The alleged embezzlement dates from 2013 and 2014 and is linked to the Cypriots Companies that are secretly owned by Sassou-Nguesso.
The money-laundering scheme said to have been used by Sassou-Nguesso, an MP, as well as, the son and namesake of the man who has spent 35 years as president, is similar to the one his sister Claudia allegedly used to steal $20m of state funds, part of which she used to buy a luxury apartment in the Trump Tower in New York; allegations she has denied.
Investigators obtained documents that they said showed $675m left Congo-Brazzaville’s treasury, and that sums totalling more than $50 million subsequently went through companies in Delaware and the British Virgin Islands before reaching Cyprus.
Global Witness said Cypriot companies, which are secretly owned by Sassou-Nguesso, received the money through which he used it to make payments to companies based in Poland, Portugal, Spain and Switzerland.
“As we followed the trail of money we found that it was funnelled through several jurisdictions which pride themselves on having strong anti-money laundering regimes, such as the EU and the US,” said Mariana Abreu, who led the investigation.
Congo-Brazzaville has large oil reserves, but almost half of its people live in poverty.
A Portuguese businessman, José Veiga, who is already under investigation for corruption, allegedly facilitated part of the money-laundering, by helping secure public works contracts in Congo-Brazzaville for the Brazilian company Asperbras.
According to Global Witness, Asperbras was contracted to carry out a geological survey, and subcontracted part of the work to a Cypriot company called Gabox Limited, despite the fact that Gabox had been set up just two days before the deal was signed, and had no employees or capital.
Gabox was to receive 25% of what Asperbras got from the Congolese government – $50m of the $200m that the Swiss NGO Public Eye said the project was worth.
Veiga, who is a former director of Benfica football club and was reportedly known as the “Portuguese wizard” of the Congolese president, was briefly arrested in 2016 as part of an investigation, still ongoing, into money laundering and international corruption.
He was released after three months in jail and a further two under house arrest.

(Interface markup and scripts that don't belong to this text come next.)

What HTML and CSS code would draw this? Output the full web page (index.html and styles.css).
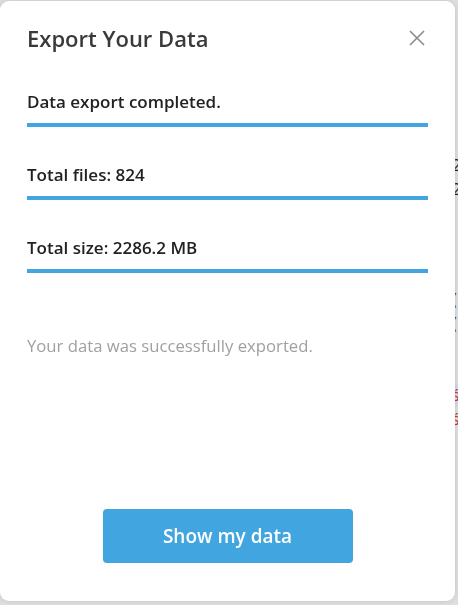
FILE: index.html
```html
<!DOCTYPE html>
<html lang="en">
<head>
<meta charset="utf-8">
<title>Export Your Data</title>
<link rel="stylesheet" href="styles.css">
</head>
<body>
<div class="page">
  <div class="page-line l1">2</div>
  <div class="page-line l2">2</div>
  <div class="page-line l3">(</div>
  <div class="page-line l4">(</div>
  <div class="page-line l5 hl">ś</div>
  <div class="page-line l6">ś</div>
</div>

<div class="dialog" role="dialog" aria-labelledby="dlg-title">
  <div class="dialog-header">
    <h1 class="dialog-title" id="dlg-title">Export Your Data</h1>
    <button class="close-btn" aria-label="Close">
      <svg width="16" height="16" viewBox="0 0 16 16"><path d="M1 1 L15 15 M15 1 L1 15" stroke="#8a8a8a" stroke-width="1.6" fill="none"/></svg>
    </button>
  </div>

  <div class="stat first">
    <div class="stat-text">Data export completed.</div>
    <div class="stat-bar"></div>
  </div>
  <div class="stat">
    <div class="stat-text">Total files: 824</div>
    <div class="stat-bar"></div>
  </div>
  <div class="stat">
    <div class="stat-text">Total size: 2286.2 MB</div>
    <div class="stat-bar"></div>
  </div>

  <p class="message">Your data was successfully exported.</p>

  <div class="actions">
    <button class="primary-btn">Show my data</button>
  </div>
</div>
</body>
</html>
```

FILE: styles.css
```css
* { box-sizing: border-box; }

html, body {
  margin: 0;
  padding: 0;
  height: 100%;
}

body {
  background: #dedede;
  font-family: "Open Sans", "Liberation Sans", sans-serif;
  overflow: hidden;
}

.page {
  padding: 153px 0 0 452px;
  font-size: 16px;
  line-height: 24px;
  color: #222;
}

.page-line { height: 24px; }
.page-line.l3 { margin-top: 86px; }
.page-line.l5 { margin-top: 48px; background: #d4d6ee; color: #c33; }
.page-line.l6 { color: #c33; }

.dialog {
  position: fixed;
  left: 0;
  top: 1px;
  width: 455px;
  height: 600px;
  background: #fff;
  border-radius: 9px;
  box-shadow: 0 0 5px rgba(0,0,0,0.12);
  padding: 22px 27px 38px 27px;
  display: flex;
  flex-direction: column;
}

.dialog-header {
  display: flex;
  justify-content: space-between;
  align-items: center;
  height: 30px;
}

.dialog-title {
  margin: 0;
  font-size: 22px;
  line-height: 30px;
  font-weight: 600;
  color: #3a3a3a;
}

.close-btn {
  border: 0;
  background: none;
  padding: 0;
  width: 16px;
  height: 16px;
  margin: 0 3px 0 0;
  display: flex;
}

.stat {
  margin-top: 36px;
  display: flex;
  flex-direction: column;
}

.stat.first { margin-top: 37px; }

.stat-text {
  font-size: 17px;
  line-height: 23px;
  font-weight: 600;
  color: #222;
}

.stat-bar {
  margin-top: 10px;
  height: 4px;
  background: #41a6e0;
}

.message {
  margin: 61px 0 0 0;
  font-size: 16.7px;
  line-height: 23px;
  color: #a0a0a0;
}

.actions {
  margin-top: auto;
  display: flex;
  justify-content: center;
}

.primary-btn {
  width: 250px;
  height: 54px;
  border: 0;
  border-radius: 4px;
  background: #41a6e0;
  color: #fff;
  font-family: "Open Sans", "Liberation Sans", sans-serif;
  font-size: 19px;
  font-weight: 600;
}
```
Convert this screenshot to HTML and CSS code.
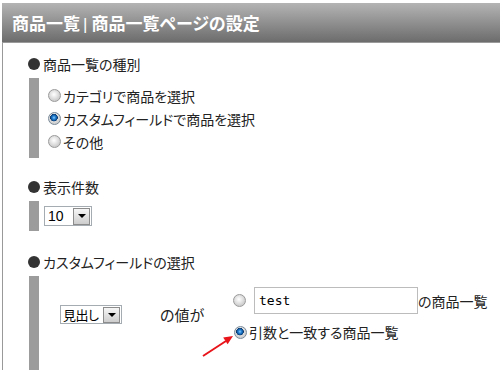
FILE: index.html
```html
<!DOCTYPE html>
<html lang="ja">
<head>
<meta charset="utf-8">
<title>商品一覧ページの設定</title>
<link rel="stylesheet" href="styles.css">
</head>
<body>
<div class="page">
  <div class="title">商品一覧<span class="sep">|</span>商品一覧ページの設定</div>
  <div class="content">
    <section class="sec">
      <h2 class="sec-head"><span class="dot"></span>商品一覧の種別</h2>
      <div class="sec-body body-kind">
        <label class="opt"><input type="radio" name="kind" class="radio">カテゴリで商品を選択</label>
        <label class="opt"><input type="radio" name="kind" class="radio" checked>カスタムフィールドで商品を選択</label>
        <label class="opt"><input type="radio" name="kind" class="radio">その他</label>
      </div>
    </section>
    <section class="sec sec-count">
      <h2 class="sec-head"><span class="dot"></span>表示件数</h2>
      <div class="sec-body body-count">
        <div class="select select-num"><span class="select-val">10</span><span class="select-btn"><span class="tri"></span></span></div>
      </div>
    </section>
    <section class="sec sec-field">
      <h2 class="sec-head"><span class="dot"></span>カスタムフィールドの選択</h2>
      <div class="sec-body body-field">
        <div class="field-cell">
          <div class="select select-field"><span class="select-val val-jp">見出し</span><span class="select-btn"><span class="tri"></span></span></div>
        </div>
        <div class="label-cell">の値が</div>
        <div class="choice-cell">
          <label class="choice choice-text"><input type="radio" name="match" class="radio"><input type="text" class="text" value="test"><span>の商品一覧</span></label>
          <label class="choice choice-arg"><input type="radio" name="match" class="radio" checked><span>引数と一致する商品一覧</span></label>
        </div>
      </div>
    </section>
  </div>
</div>
<svg class="arrow" width="500" height="370" viewBox="0 0 500 370">
  <line x1="203" y1="356" x2="226" y2="341" stroke="#e8141a" stroke-width="2"/>
  <polygon points="233,336 227.6,344.2 223.2,337.6" fill="#e8141a"/>
</svg>
</body>
</html>
```
FILE: styles.css
```css
html, body {
  margin: 0;
  overflow: hidden;
  background: #fff;
}
body {
  font-family: "Noto Sans CJK JP", sans-serif;
  font-feature-settings: "palt";
  color: #222;
  font-size: 14px;
}
.page {
  padding: 3px 0 0 2px;
  height: 370px;
  box-sizing: border-box;
}
.title {
  height: 39px;
  line-height: 39px;
  border-bottom: 1px solid #9a9a9a;
  background: linear-gradient(#b4b4b4, #6c6c6c);
  color: #fff;
  font-size: 17px;
  font-weight: bold;
  padding-left: 10px;
  white-space: nowrap;
}
.sep {
  font-family: "Liberation Sans", sans-serif;
  font-weight: normal;
  margin: 0 4px 0 3px;
}
.content {
  border-left: 1px solid #999;
  padding: 11px 0 0 25px;
  height: 330px;
}
.sec-head {
  margin: 0;
  height: 20px;
  font-size: 14px;
  font-weight: normal;
  display: flex;
  align-items: center;
  white-space: nowrap;
}
.dot {
  width: 12px;
  height: 12px;
  border-radius: 50%;
  background: #333;
  margin-right: 3px;
}
.sec-body {
  margin: 4px 0 0 1px;
  border-left: 10px solid #9c9c9c;
}
.sec-count { margin-top: 19px; }
.sec-field { margin-top: 21px; }

.body-kind {
  padding: 6px 0 5px 9px;
  display: flex;
  flex-direction: column;
}
.opt {
  height: 23px;
  display: flex;
  align-items: center;
  gap: 2px;
  white-space: nowrap;
}
.radio {
  -webkit-appearance: none;
  appearance: none;
  margin: 0;
  width: 13px;
  height: 13px;
  border-radius: 50%;
  border: 1px solid #9a9a9a;
  box-sizing: border-box;
  background: radial-gradient(circle at 45% 40%, #ffffff 0, #f0f0f0 2px, #cfcfcf 6px);
  flex: none;
}
.radio:checked {
  border-color: #7a8a99;
  background:
    radial-gradient(circle at 45% 42%, #8fd0ff 0, #2a86d6 1.5px, #0f5aa3 2.8px, #0a3466 3.6px, transparent 4px),
    radial-gradient(circle at 45% 40%, #ffffff 0, #f0f0f0 2px, #cfcfcf 6px);
}

.body-count {
  padding: 5px 0 5px 5px;
  display: flex;
}
.select {
  display: flex;
  align-items: center;
  border: 1px solid #a5acb2;
  background: #fff;
  box-sizing: border-box;
  white-space: nowrap;
}
.select-num {
  width: 48px;
  height: 20px;
}
.select-field {
  width: 62px;
  height: 19px;
}
.select-val {
  flex: 1;
  padding-left: 3px;
  font-family: "Liberation Sans", sans-serif;
  font-size: 14px;
  line-height: 16px;
  color: #000;
}
.val-jp {
  font-family: "Noto Sans CJK JP", sans-serif;
  font-size: 13px;
  padding-left: 2px;
  letter-spacing: -0.5px;
}
.select-btn {
  flex: none;
  width: 17px;
  height: 17px;
  margin-right: 1px;
  box-sizing: border-box;
  border: 1px solid #8c8c8c;
  background: linear-gradient(#f6f6f6, #cdcdcd);
  display: flex;
  align-items: center;
  justify-content: center;
}
.select-field .select-btn {
  height: 16px;
}
.tri {
  width: 0;
  height: 0;
  border-left: 4px solid transparent;
  border-right: 4px solid transparent;
  border-top: 4px solid #000;
}

.body-field {
  padding: 11px 0 40px 21px;
  display: flex;
  align-items: center;
}
.field-cell {
  width: 100px;
}
.label-cell {
  width: 73px;
  font-size: 15px;
  white-space: nowrap;
}
.choice-cell {
  display: flex;
  flex-direction: column;
}
.choice {
  display: flex;
  align-items: center;
  white-space: nowrap;
}
.choice-text {
  height: 27px;
}
.choice-text .text {
  margin: 0 0 0 8px;
  width: 164px;
  height: 27px;
  box-sizing: border-box;
  border: 1px solid #bcbcbc;
  padding: 0 0 0 4px;
  font-family: "DejaVu Sans Mono", monospace;
  font-size: 13px;
  color: #000;
  background: #fff;
  outline: none;
}
.choice-arg {
  height: 20px;
  margin-top: 8px;
  margin-left: 1px;
  gap: 2px;
}
.arrow {
  position: absolute;
  left: 0;
  top: 0;
  pointer-events: none;
}
```
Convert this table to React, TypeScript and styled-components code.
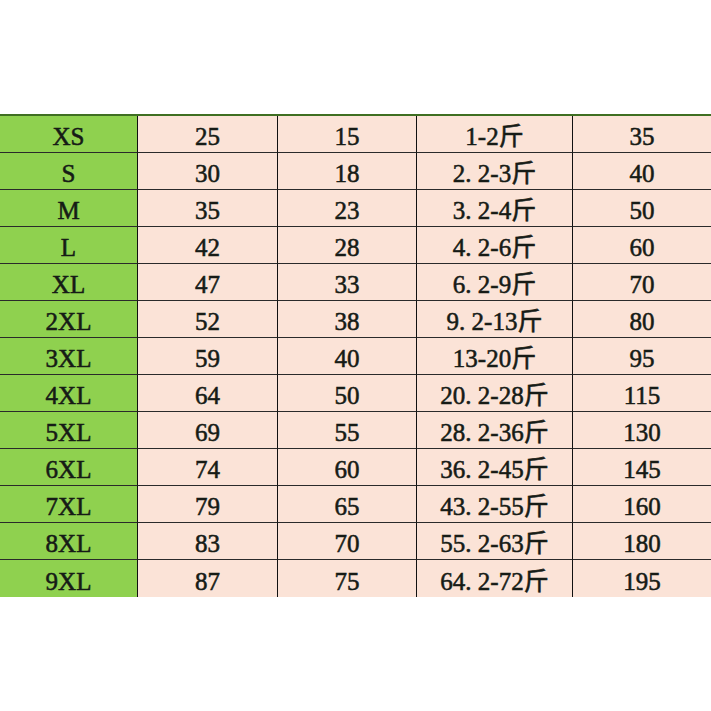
import React from "react";
import styled, { createGlobalStyle } from "styled-components";

const GlobalStyle = createGlobalStyle`
  html, body {
    margin: 0;
    padding: 0;
    background: #fff;
  }
`;

type Row = [string, string, string, string, string];

const rows: Row[] = [
  ["XS", "25", "15", "1-2斤", "35"],
  ["S", "30", "18", "2. 2-3斤", "40"],
  ["M", "35", "23", "3. 2-4斤", "50"],
  ["L", "42", "28", "4. 2-6斤", "60"],
  ["XL", "47", "33", "6. 2-9斤", "70"],
  ["2XL", "52", "38", "9. 2-13斤", "80"],
  ["3XL", "59", "40", "13-20斤", "95"],
  ["4XL", "64", "50", "20. 2-28斤", "115"],
  ["5XL", "69", "55", "28. 2-36斤", "130"],
  ["6XL", "74", "60", "36. 2-45斤", "145"],
  ["7XL", "79", "65", "43. 2-55斤", "160"],
  ["8XL", "83", "70", "55. 2-63斤", "180"],
  ["9XL", "87", "75", "64. 2-72斤", "195"],
];

const Page = styled.div`
  width: 711px;
  height: 711px;
  padding-top: 114px;
  box-sizing: border-box;
  background: #fff;
`;

const Table = styled.div`
  display: grid;
  grid-template-columns: 138px 140px 139px 156px 138px;
  border-top: 2px solid #3f6f22;
`;

const Cell = styled.div<{ $size?: boolean; $last?: boolean; $lastCol?: boolean }>`
  height: 37px;
  box-sizing: border-box;
  padding-top: 5px;
  display: flex;
  align-items: center;
  justify-content: center;
  background: ${(p) => (p.$size ? "#8fd14f" : "#fbe3d7")};
  border-bottom: ${(p) => (p.$last ? "none" : "1px solid #2a2a2a")};
  border-right: ${(p) => (p.$lastCol ? "none" : "1.5px solid #111")};
  font-family: "Liberation Serif", "Noto Sans CJK SC", serif;
  font-size: 25px;
  line-height: 1;
  font-weight: normal;
  -webkit-text-stroke: 0.55px #161b16;
  color: #161b16;
  white-space: pre;
`;

export default function App() {
  return (
    <>
      <GlobalStyle />
      <Page>
        <Table>
          {rows.map((row, i) =>
            row.map((text, j) => (
              <Cell
                key={`${i}-${j}`}
                $size={j === 0}
                $last={i === rows.length - 1}
                $lastCol={j === row.length - 1}
              >
                {text}
              </Cell>
            ))
          )}
        </Table>
      </Page>
    </>
  );
}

In 2017, responding to the Public Eye investigation, Veiga denied all the allegations against him, saying everything he had done was legal.
Documents obtained by Global Witness allegedly show that in November 2013, a department responsible for managing Congo-Brazzaville’s treasury transferred roughly $675m to a Delaware-based Asperbras subsidiary called Asperbras LLC, seemingly for major public works contracts.
According to Global Witness, 11 days later, Veiga set up a company in Cyprus called Gabox Ltd. Two days later, said Global Witness, this company signed a contract with Energy & Mining, an Asperbras LLC subsidiary based in the British Virgin Islands, ostensibly to carry out part of a geological mapping project in Congo-Brazzaville.
Global Witness, which has long campaigned for public registers of beneficial ownership in jurisdictions where it is difficult to ascertain who really owns companies, said the investigation showed that there were major gaps in the implementation of anti-corruption measures in European countries.
Earlier this year the anti-corruption NGO Global Witness also released documents that showed that the daughter of the president of Congo-Brazzaville had allegedly misappropriated public funds to buy a luxury apartment in the Donald Trump residential and hotel complex in New York.
Claudia Sassou-Nguesso, who is also the president’s director of communications, allegedly purchased the $7 million apartment in Manhattan in the summer of 2014, raising new concerns about Trump’s ties to international money laundering.